→ **PROBLEM TO SOLVE**: Do not include the pictures; repeat the rest of the data exactly.
------------------------------
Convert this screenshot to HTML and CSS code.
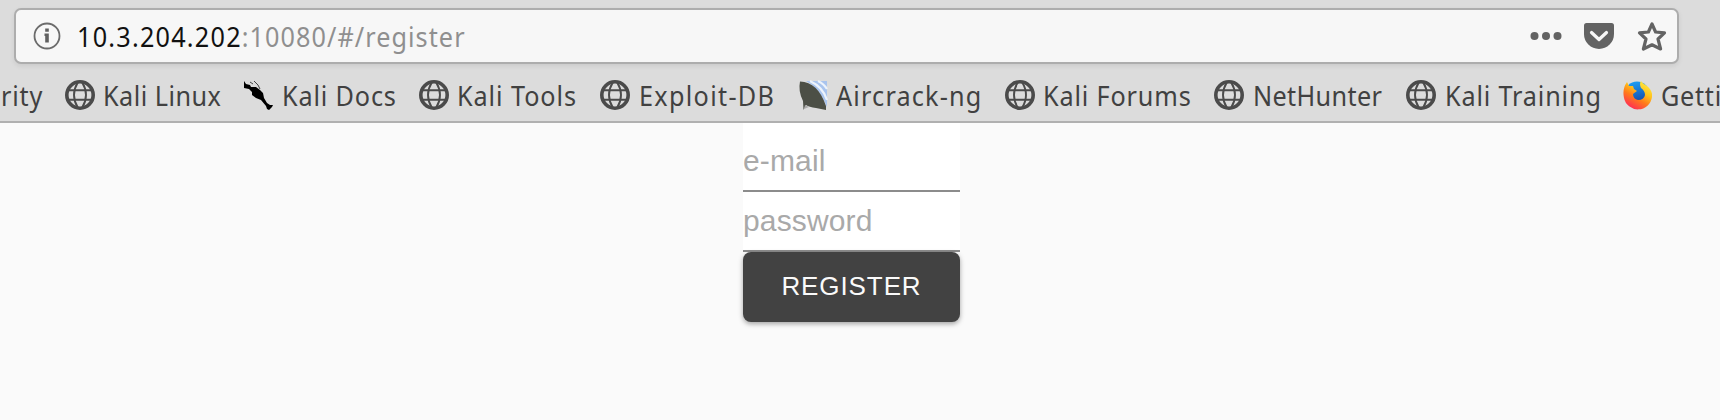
FILE: index.html
```html
<!DOCTYPE html>
<html lang="en">
<head>
<meta charset="utf-8">
<title>Register</title>
<link rel="stylesheet" href="styles.css">
</head>
<body>
<svg width="0" height="0" class="defs">
  <symbol id="globe" viewBox="0 0 30 30">
    <g fill="none" stroke="#4b4b4b">
      <circle cx="15" cy="15" r="13.2" stroke-width="3.6"/>
      <path d="M3 10.200H27M3 19.800H27" stroke-width="1.9"/>
      <path d="M13 2Q5 15 13 28M17 2Q25 15 17 28" stroke-width="1.9"/>
    </g>
  </symbol>
  <linearGradient id="fox" x1="0.800" y1="0" x2="0.200" y2="1">
    <stop offset="0" stop-color="#fff044"/>
    <stop offset="0.350" stop-color="#ffc21c"/>
    <stop offset="0.600" stop-color="#ff7a1a"/>
    <stop offset="1" stop-color="#ff1f60"/>
  </linearGradient>
  <linearGradient id="sphere" x1="0.300" y1="0" x2="0.500" y2="1">
    <stop offset="0" stop-color="#1ea0f5"/>
    <stop offset="1" stop-color="#123a9c"/>
  </linearGradient>
</svg>
<header class="chrome">
  <div class="urlbar">
    <svg class="info" viewBox="0 0 28 28"><circle cx="14" cy="14" r="12.500" fill="none" stroke="#6b6b6b" stroke-width="1.8"/><path d="M12.200 6.500h3.600v3.200h-3.600zM11.500 11.500h4.300v9h-3.600v-6.500h-.7z" fill="#606060"/></svg>
    <div class="url"><span class="host">10.3.204.202</span>:10080/#/register</div>
    <svg class="dots" viewBox="0 0 32 8"><g fill="#636363"><circle cx="4.500" cy="4" r="4"/><circle cx="16" cy="4" r="4"/><circle cx="27.500" cy="4" r="4"/></g></svg>
    <svg class="pocket" viewBox="0 0 32 28"><path d="M3.500 1H28.500Q31 1 31 3.500V12A15 15 0 0 1 1 12V3.500Q1 1 3.500 1Z" fill="#636363"/><path d="M8.500 10.500L16 17.500L23.500 10.500" fill="none" stroke="#f7f7f7" stroke-width="3.200" stroke-linecap="round" stroke-linejoin="round"/></svg>
    <svg class="star" viewBox="0 0 32 32"><path d="M16 4L19.600 12L28.500 12.900L22 19L24.600 29L16 24.800L7.400 29L10 19L3.500 12.900L12.400 12Z" fill="none" stroke="#636363" stroke-width="3.200" stroke-linejoin="round"/></svg>
  </div>
  <nav class="bookmarks">
    <a class="item security"><span class="label">rity</span></a>
    <a class="item linux"><svg class="icon"><use href="#globe"/></svg><span class="label">Kali Linux</span></a>
    <a class="item docs"><svg class="icon" viewBox="0 0 30 30"><path d="M1 1L3 4L7 5L8 7L13 7L17 10L20 13L21 18L24 23L27 25L30 25L29 27L26 30L24 29L23 26L18 20L13 18L9 15L9 12L6 9L1 8Z"/><path d="M7 2L10 4M11 1L15 5L17 9" stroke="#444" stroke-width="1" fill="none"/></svg><span class="label">Kali Docs</span></a>
    <a class="item tools"><svg class="icon"><use href="#globe"/></svg><span class="label">Kali Tools</span></a>
    <a class="item exploit"><svg class="icon"><use href="#globe"/></svg><span class="label">Exploit-DB</span></a>
    <a class="item aircrack"><svg class="icon" viewBox="0 0 30 30"><path d="M8 1H29V27Q22 8 8 1Z" fill="#a9c4ee"/><path d="M12 1Q25 7 29 20M20 1Q26 4 29 9" fill="none" stroke="#edf3fb" stroke-width="2.200"/><path d="M2 1.500Q20 2 28 26V30L18 28Q11 27 8 25L5.500 30L5 21Q0 11 2 1.500Z" fill="#4c4f46"/><path d="M7 25L11 27L6 29Z" fill="#aaa"/></svg><span class="label">Aircrack-ng</span></a>
    <a class="item forums"><svg class="icon"><use href="#globe"/></svg><span class="label">Kali Forums</span></a>
    <a class="item nethunter"><svg class="icon"><use href="#globe"/></svg><span class="label">NetHunter</span></a>
    <a class="item training"><svg class="icon"><use href="#globe"/></svg><span class="label">Kali Training</span></a>
    <a class="item getting"><svg class="icon" viewBox="0 0 30 30"><circle cx="15" cy="14" r="12.500" fill="url(#sphere)"/><path d="M19 1Q20 3 25 6Q31 11 30 17A14.200 14.200 0 0 1 2 18Q0 9 5 2L7 6L11 6L12 9L15 11L11 14Q11 19 16 20Q22 20 23 15Q23 11 19 8Q17 4 19 1Z" fill="url(#fox)"/></svg><span class="label">Getting Started</span></a>
  </nav>
</header>
<main class="page">
  <form class="form">
    <input class="field first" type="text" placeholder="e-mail">
    <input class="field" type="password" placeholder="password">
    <button class="submit" type="button">REGISTER</button>
  </form>
</main>
</body>
</html>
```
FILE: styles.css
```css
* { box-sizing: border-box; }
body { margin: 0; height: 420px; overflow: hidden; background: #fafafa; }
.defs { display: block; }
.chrome { height: 123px; padding-top: 8px; background: #dcdcdc; border-bottom: 2px solid #b0b0b0; overflow: hidden; font-family: "Noto Sans", sans-serif; font-size: 28px; }
.urlbar { display: flex; align-items: center; width: 1665px; height: 56px; margin-left: 14px; padding: 0 9px 0 17px; background: #f7f7f7; border: 2px solid #adadad; border-radius: 7px; box-shadow: 0 2px 5px rgba(0,0,0,.08); }
.info { width: 28px; height: 28px; margin-right: 16px; }
.url { flex: 1; color: #8f8f8f; white-space: nowrap; letter-spacing: 1.18px; transform-origin: left; transform: scaleX(.9); }
.host { color: #111; letter-spacing: 1.37px; }
.dots { width: 32px; height: 8px; margin-right: 21px; }
.pocket { width: 32px; height: 28px; margin-right: 21px; }
.star { width: 32px; height: 32px; }
.bookmarks { display: flex; height: 56px; align-items: center; width: 1900px; padding-top: 5px; color: #414141; }
.item { display: flex; align-items: center; flex: none; gap: 8px; white-space: nowrap; }
.icon { width: 30px; height: 30px; flex: none; }
.label { transform-origin: left; transform: scaleX(.9); }
.security { width: 65px; padding-left: 1px; letter-spacing: .9px; }
.linux { width: 178px; letter-spacing: .55px; }
.docs { width: 176px; gap: 9px; letter-spacing: .95px; }
.tools { width: 181px; letter-spacing: 1.04px; }
.exploit { width: 198px; gap: 9px; letter-spacing: 1.46px; }
.aircrack { width: 207px; letter-spacing: 1.33px; }
.forums { width: 209px; letter-spacing: .95px; }
.nethunter { width: 192px; gap: 9px; letter-spacing: .4px; }
.training { width: 216px; gap: 9px; letter-spacing: .94px; }
.getting { gap: 9px; letter-spacing: .8px; }
.page { display: flex; justify-content: center; padding-right: 17px; }
.form { display: flex; flex-direction: column; width: 217px; }
.field { width: 100%; height: 60px; border: 0; border-bottom: 2px solid #8c8c8c; background: #fff; padding: 0; font: 30px "Liberation Sans", sans-serif; letter-spacing: .15px; }
.first { height: 69px; padding-top: 9px; }
.field::placeholder { color: #a9a9a9; opacity: 1; }
.submit { height: 70px; padding-bottom: 2px; border: 0; border-radius: 8px; background: #424242; color: #fafafa; font: 26px "Liberation Sans", sans-serif; letter-spacing: .9px; box-shadow: 0 2px 5px rgba(0,0,0,.35); }
```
------------------------------
→ **EXERCISE ANSWER**:
Convert this screenshot to HTML and CSS code.
FILE: index.html
```html
<!DOCTYPE html>
<html lang="en">
<head>
<meta charset="utf-8">
<title>Register</title>
<link rel="stylesheet" href="styles.css">
</head>
<body>
<svg width="0" height="0" class="defs">
  <symbol id="globe" viewBox="0 0 30 30">
    <g fill="none" stroke="#4b4b4b">
      <circle cx="15" cy="15" r="13.2" stroke-width="3.6"/>
      <path d="M3 10.200H27M3 19.800H27" stroke-width="1.9"/>
      <path d="M13 2Q5 15 13 28M17 2Q25 15 17 28" stroke-width="1.9"/>
    </g>
  </symbol>
  <linearGradient id="fox" x1="0.800" y1="0" x2="0.200" y2="1">
    <stop offset="0" stop-color="#fff044"/>
    <stop offset="0.350" stop-color="#ffc21c"/>
    <stop offset="0.600" stop-color="#ff7a1a"/>
    <stop offset="1" stop-color="#ff1f60"/>
  </linearGradient>
  <linearGradient id="sphere" x1="0.300" y1="0" x2="0.500" y2="1">
    <stop offset="0" stop-color="#1ea0f5"/>
    <stop offset="1" stop-color="#123a9c"/>
  </linearGradient>
</svg>
<header class="chrome">
  <div class="urlbar">
    <svg class="info" viewBox="0 0 28 28"><circle cx="14" cy="14" r="12.500" fill="none" stroke="#6b6b6b" stroke-width="1.8"/><path d="M12.200 6.500h3.600v3.200h-3.600zM11.500 11.500h4.300v9h-3.600v-6.500h-.7z" fill="#606060"/></svg>
    <div class="url"><span class="host">10.3.204.202</span>:10080/#/register</div>
    <svg class="dots" viewBox="0 0 32 8"><g fill="#636363"><circle cx="4.500" cy="4" r="4"/><circle cx="16" cy="4" r="4"/><circle cx="27.500" cy="4" r="4"/></g></svg>
    <svg class="pocket" viewBox="0 0 32 28"><path d="M3.500 1H28.500Q31 1 31 3.500V12A15 15 0 0 1 1 12V3.500Q1 1 3.500 1Z" fill="#636363"/><path d="M8.500 10.500L16 17.500L23.500 10.500" fill="none" stroke="#f7f7f7" stroke-width="3.200" stroke-linecap="round" stroke-linejoin="round"/></svg>
    <svg class="star" viewBox="0 0 32 32"><path d="M16 4L19.600 12L28.500 12.900L22 19L24.600 29L16 24.800L7.400 29L10 19L3.500 12.900L12.400 12Z" fill="none" stroke="#636363" stroke-width="3.200" stroke-linejoin="round"/></svg>
  </div>
  <nav class="bookmarks">
    <a class="item security"><span class="label">rity</span></a>
    <a class="item linux"><svg class="icon"><use href="#globe"/></svg><span class="label">Kali Linux</span></a>
    <a class="item docs"><svg class="icon" viewBox="0 0 30 30"><path d="M1 1L3 4L7 5L8 7L13 7L17 10L20 13L21 18L24 23L27 25L30 25L29 27L26 30L24 29L23 26L18 20L13 18L9 15L9 12L6 9L1 8Z"/><path d="M7 2L10 4M11 1L15 5L17 9" stroke="#444" stroke-width="1" fill="none"/></svg><span class="label">Kali Docs</span></a>
    <a class="item tools"><svg class="icon"><use href="#globe"/></svg><span class="label">Kali Tools</span></a>
    <a class="item exploit"><svg class="icon"><use href="#globe"/></svg><span class="label">Exploit-DB</span></a>
    <a class="item aircrack"><svg class="icon" viewBox="0 0 30 30"><path d="M8 1H29V27Q22 8 8 1Z" fill="#a9c4ee"/><path d="M12 1Q25 7 29 20M20 1Q26 4 29 9" fill="none" stroke="#edf3fb" stroke-width="2.200"/><path d="M2 1.500Q20 2 28 26V30L18 28Q11 27 8 25L5.500 30L5 21Q0 11 2 1.500Z" fill="#4c4f46"/><path d="M7 25L11 27L6 29Z" fill="#aaa"/></svg><span class="label">Aircrack-ng</span></a>
    <a class="item forums"><svg class="icon"><use href="#globe"/></svg><span class="label">Kali Forums</span></a>
    <a class="item nethunter"><svg class="icon"><use href="#globe"/></svg><span class="label">NetHunter</span></a>
    <a class="item training"><svg class="icon"><use href="#globe"/></svg><span class="label">Kali Training</span></a>
    <a class="item getting"><svg class="icon" viewBox="0 0 30 30"><circle cx="15" cy="14" r="12.500" fill="url(#sphere)"/><path d="M19 1Q20 3 25 6Q31 11 30 17A14.200 14.200 0 0 1 2 18Q0 9 5 2L7 6L11 6L12 9L15 11L11 14Q11 19 16 20Q22 20 23 15Q23 11 19 8Q17 4 19 1Z" fill="url(#fox)"/></svg><span class="label">Getting Started</span></a>
  </nav>
</header>
<main class="page">
  <form class="form">
    <input class="field first" type="text" placeholder="e-mail">
    <input class="field" type="password" placeholder="password">
    <button class="submit" type="button">REGISTER</button>
  </form>
</main>
</body>
</html>
```
FILE: styles.css
```css
* { box-sizing: border-box; }
body { margin: 0; height: 420px; overflow: hidden; background: #fafafa; }
.defs { display: block; }
.chrome { height: 123px; padding-top: 8px; background: #dcdcdc; border-bottom: 2px solid #b0b0b0; overflow: hidden; font-family: "Noto Sans", sans-serif; font-size: 28px; }
.urlbar { display: flex; align-items: center; width: 1665px; height: 56px; margin-left: 14px; padding: 0 9px 0 17px; background: #f7f7f7; border: 2px solid #adadad; border-radius: 7px; box-shadow: 0 2px 5px rgba(0,0,0,.08); }
.info { width: 28px; height: 28px; margin-right: 16px; }
.url { flex: 1; color: #8f8f8f; white-space: nowrap; letter-spacing: 1.18px; transform-origin: left; transform: scaleX(.9); }
.host { color: #111; letter-spacing: 1.37px; }
.dots { width: 32px; height: 8px; margin-right: 21px; }
.pocket { width: 32px; height: 28px; margin-right: 21px; }
.star { width: 32px; height: 32px; }
.bookmarks { display: flex; height: 56px; align-items: center; width: 1900px; padding-top: 5px; color: #414141; }
.item { display: flex; align-items: center; flex: none; gap: 8px; white-space: nowrap; }
.icon { width: 30px; height: 30px; flex: none; }
.label { transform-origin: left; transform: scaleX(.9); }
.security { width: 65px; padding-left: 1px; letter-spacing: .9px; }
.linux { width: 178px; letter-spacing: .55px; }
.docs { width: 176px; gap: 9px; letter-spacing: .95px; }
.tools { width: 181px; letter-spacing: 1.04px; }
.exploit { width: 198px; gap: 9px; letter-spacing: 1.46px; }
.aircrack { width: 207px; letter-spacing: 1.33px; }
.forums { width: 209px; letter-spacing: .95px; }
.nethunter { width: 192px; gap: 9px; letter-spacing: .4px; }
.training { width: 216px; gap: 9px; letter-spacing: .94px; }
.getting { gap: 9px; letter-spacing: .8px; }
.page { display: flex; justify-content: center; padding-right: 17px; }
.form { display: flex; flex-direction: column; width: 217px; }
.field { width: 100%; height: 60px; border: 0; border-bottom: 2px solid #8c8c8c; background: #fff; padding: 0; font: 30px "Liberation Sans", sans-serif; letter-spacing: .15px; }
.first { height: 69px; padding-top: 9px; }
.field::placeholder { color: #a9a9a9; opacity: 1; }
.submit { height: 70px; padding-bottom: 2px; border: 0; border-radius: 8px; background: #424242; color: #fafafa; font: 26px "Liberation Sans", sans-serif; letter-spacing: .9px; box-shadow: 0 2px 5px rgba(0,0,0,.35); }
```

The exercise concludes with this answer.